Intermediate School 318 (IS 318; also known as the Eugenio Maria de Hostos School) is a public junior high school at 101 Walton Street in Williamsburg, Brooklyn, New York City. Most of the school's 1,623 students, who are sixth-, seventh-, and eighth-graders, are from Williamsburg. The school has 134 teachers.

Over 70% of the students come from families whose income is below the poverty line. Over 90% of the students are of Latino, Black, or Asian/Pacific descent.

The school's chess program has been called the best middle-school program in the United States, and in 2012 the school's team became the first middle school team to win the United States Chess Federation national high school championship. The school's team was followed and featured in a 2012 documentary film entitled Brooklyn Castle.

==Student demographics==
The student poverty rate is over 70%.

Two thirds of the students are Hispanic. Over 90% of the students are of Latino, Black, or Asian/Pacific descent.

==Chess program==

Author Paul Tough wrote in How Children Succeed: Grit, Curiosity, and the Hidden Power of Character (2012): the chess program in the Intermediate School 318 is the best middle-school program in the United States, bar none. In fact, it is almost certainly the best scholastic chess program in the country at any grade level.
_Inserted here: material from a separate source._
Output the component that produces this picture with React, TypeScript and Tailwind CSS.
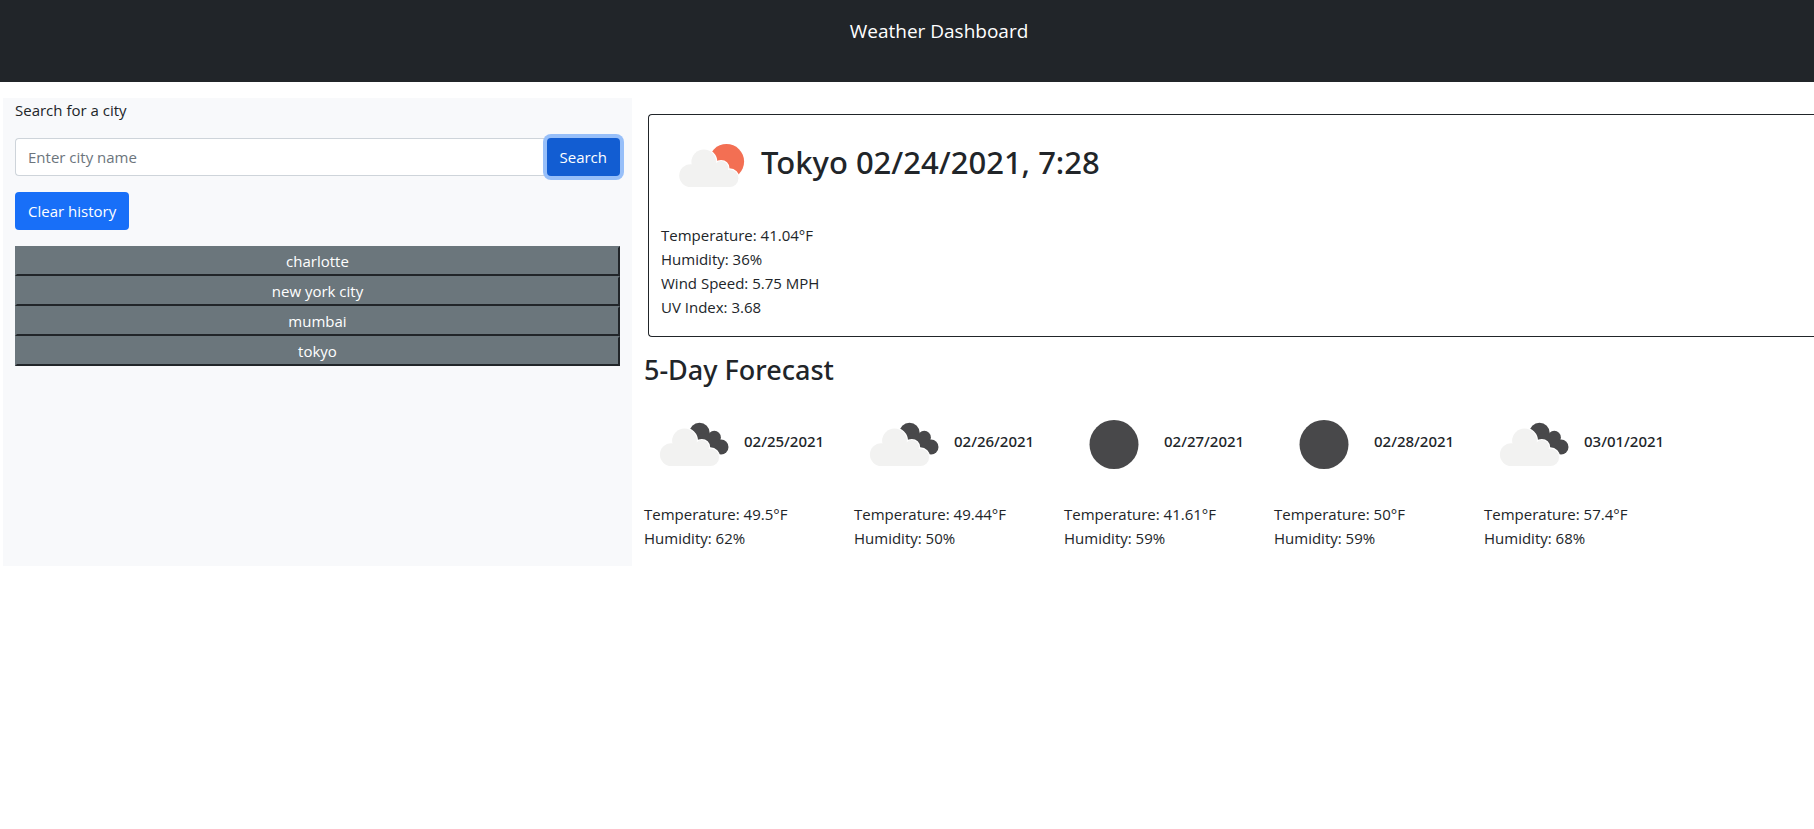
import { useState } from "react";

type Sky = "few-clouds" | "broken-clouds" | "clear-night";

interface Day {
  date: string;
  sky: Sky;
  temperature: string;
  humidity: string;
}

const days: Day[] = [
  { date: "02/25/2021", sky: "broken-clouds", temperature: "49.5", humidity: "62" },
  { date: "02/26/2021", sky: "broken-clouds", temperature: "49.44", humidity: "50" },
  { date: "02/27/2021", sky: "clear-night", temperature: "41.61", humidity: "59" },
  { date: "02/28/2021", sky: "clear-night", temperature: "50", humidity: "59" },
  { date: "03/01/2021", sky: "broken-clouds", temperature: "57.4", humidity: "68" },
];

const cities = ["charlotte", "new york city", "mumbai", "tokyo"];

function CloudShape() {
  return (
    <>
      <circle cx="26.8" cy="59.6" r="11.4" />
      <circle cx="40" cy="46" r="12.4" />
      <circle cx="57.3" cy="52.3" r="7.2" />
      <circle cx="65.8" cy="62.2" r="8.8" />
      <path d="M26.8 50 L40 46 L57.3 50 L65.8 60 V71 H26.8Z" />
    </>
  );
}

function FrontCloud() {
  return (
    <>
      <g fill="#fff" stroke="#fff" strokeWidth="2.4">
        <CloudShape />
      </g>
      <g fill="#f2f2f1">
        <CloudShape />
      </g>
    </>
  );
}

function WeatherIcon({ sky }: { sky: Sky }) {
  return (
    <svg viewBox="0 0 100 100" className="size-[100px] shrink-0" aria-hidden="true">
      {sky === "clear-night" && <circle cx="50" cy="49.5" r="24.5" fill="#48484a" />}
      {sky === "few-clouds" && (
        <>
          <circle cx="65.5" cy="45.6" r="17.6" fill="#f36f53" />
          <g transform="translate(2.8 0)">
            <FrontCloud />
          </g>
        </>
      )}
      {sky === "broken-clouds" && (
        <g transform="translate(0.5 0)">
          <g fill="#48484a">
            <circle cx="55" cy="38" r="10.2" />
            <circle cx="69.8" cy="42.4" r="6.6" />
            <circle cx="76.6" cy="52" r="7.4" />
            <path d="M55 38 L69.8 40 L76.6 52 L74 59 L50 55Z" />
          </g>
          <FrontCloud />
        </g>
      )}
    </svg>
  );
}

export default function App() {
  const [city, setCity] = useState("");

  return (
    <div className="font-['Open_Sans','Noto_Sans',sans-serif] text-[15px] leading-6 text-[#212529]">
      <header className="bg-[#212529] pt-4 pb-9 pl-16 text-center">
        <h1 className="text-[19px] leading-[30px] text-white">Weather Dashboard</h1>
      </header>

      <div className="mt-4 ml-[3px] grid grid-cols-[629fr_1182fr]">
        <aside className="bg-[#f8f9fb] px-3">
          <form onSubmit={(event) => event.preventDefault()}>
            <label htmlFor="city" className="mb-4 block">
              Search for a city
            </label>
            <div className="mb-4 flex">
              <input
                id="city"
                type="text"
                value={city}
                onChange={(event) => setCity(event.target.value)}
                placeholder="Enter city name"
                className="h-[38px] min-w-0 flex-1 rounded-l border border-r-0 border-[#ced4da] bg-white px-3 outline-none placeholder:text-[#6c757d]"
              />
              <button
                type="submit"
                className="h-[38px] rounded bg-[#125dd2] px-[13px] text-white ring-4 ring-[#97bff9]"
              >
                Search
              </button>
            </div>
            <button type="button" className="mb-4 h-[38px] rounded bg-[#186ff8] px-[13px] text-white">
              Clear history
            </button>
          </form>
          <ul>
            {cities.map((name) => (
              <li key={name}>
                <button
                  type="button"
                  className="block h-[30px] w-full border-2 border-t-[#6b767c] border-r-[#212529] border-b-[#212529] border-l-[#6b767c] bg-[#6b767c] leading-[26px] text-white"
                >
                  {name}
                </button>
              </li>
            ))}
          </ul>
        </aside>

        <main className="min-w-0 pl-3">
          <section className="mt-4 ml-1 rounded-l border border-r-0 border-[#212529] pt-px pb-[17px] pl-3">
            <div className="mb-[7px] flex items-center">
              <WeatherIcon sky="few-clouds" />
              <h2 className="pb-2 font-['Noto_Sans',sans-serif] text-[31px] leading-10 font-medium">
                Tokyo 02/24/2021, 7:28
              </h2>
            </div>
            <p>Temperature: 41.04°F</p>
            <p>Humidity: 36%</p>
            <p>Wind Speed: 5.75 MPH</p>
            <p>UV Index: 3.68</p>
          </section>

          <h3 className="mt-4 mb-2 font-['Noto_Sans',sans-serif] text-[27px] leading-[34px] font-medium">
            5-Day Forecast
          </h3>
          <div className="flex">
            {days.map((day) => (
              <article key={day.date} className="w-[210px] pb-4">
                <div className="mb-[7px] flex items-center">
                  <WeatherIcon sky={day.sky} />
                  <h4 className="pb-2 font-['Noto_Sans',sans-serif] text-[15px] font-medium">
                    {day.date}
                  </h4>
                </div>
                <p>Temperature: {day.temperature}°F</p>
                <p>Humidity: {day.humidity}%</p>
              </article>
            ))}
          </div>
        </main>
      </div>
    </div>
  );
}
About half the school's students take chess classes. Elizabeth Spiegel was hired a part-time chess tutor in 1999 and as the team's full-time chess teacher in 2007, and oversees its 80-member chess team as chess coach. She was one of the top 30 female chess players in the United States in 2013.

In 2009, the team won the sixth-, seventh- and eighth-grade titles at the United States Chess Federation's National Scholastic K-12 Championship.

In 2011, as the school's team faced budget cuts, the Brooklyn Navy Yard Cogeneration Plant donated $25,000 to the school's chess program.

By 2012, it had won at least two dozen national championships since 2000, according to one of its coaches, and two of its members, both 13 years of age, were rated as chess masters.

Team member Rochelle Ballantyne, who was raised by a single mom from Trinidad and is aiming to become the first African-American woman to become a chess master, said: "We were meant to break stereotypes. Chess isn’t something people are good at because of the color of their skin. We just really work very hard at it." Team member Justus Williams became the youngest-ever African-American "National Master", at the age of 12. Team member Isaac Barayev, 2012 New York City junior high school chess champion, is the grandson of émigrés from the former Soviet Union.

In 2012, its team became the first middle school team to win the United States Chess Federation national high school championship since the competition started in 1969, beating students four years older. A total of 318 teams competed in the championship. Along the way, it defeated several chess teams including New York's Stuyvesant High School and Edward R. Murrow High School. 87% of the team members came from homes with incomes below the federal poverty line.

In 2013, the team was struggling to raise sufficient money to continue to pay for the after-school classes and travel that allow it to continue to compete.

The school's chess team was followed and featured in a 2012 documentary film entitled Brooklyn Castle. The film won the audience award at the 2012 South by Southwest film festival in Austin, Texas.

In 2014, the school's chess team has won 2 championship titles for 8th and 7th grade in the USCF Grade National in Florida.

In 2015, the school's chess team won the New York City Junior High School Championship, New York State Junior High School Championship, Mayor's Cup, All-Girls National Championship, Junior High School K9 National Championship as well as Elementary K6 National Championship. Four young women in the school, Nancy Wang (8th grade), Mengnan Chen (8th grade), Vicki Yang (7th grade), and Katrina Wong (6th grade), qualified for the 2015 World Youth Championship in Halkidiki, Greece.

In 2018, the school's chess team won 2 championships for 6th and 8th grade in the USCF Grade National in Orlando, Florida.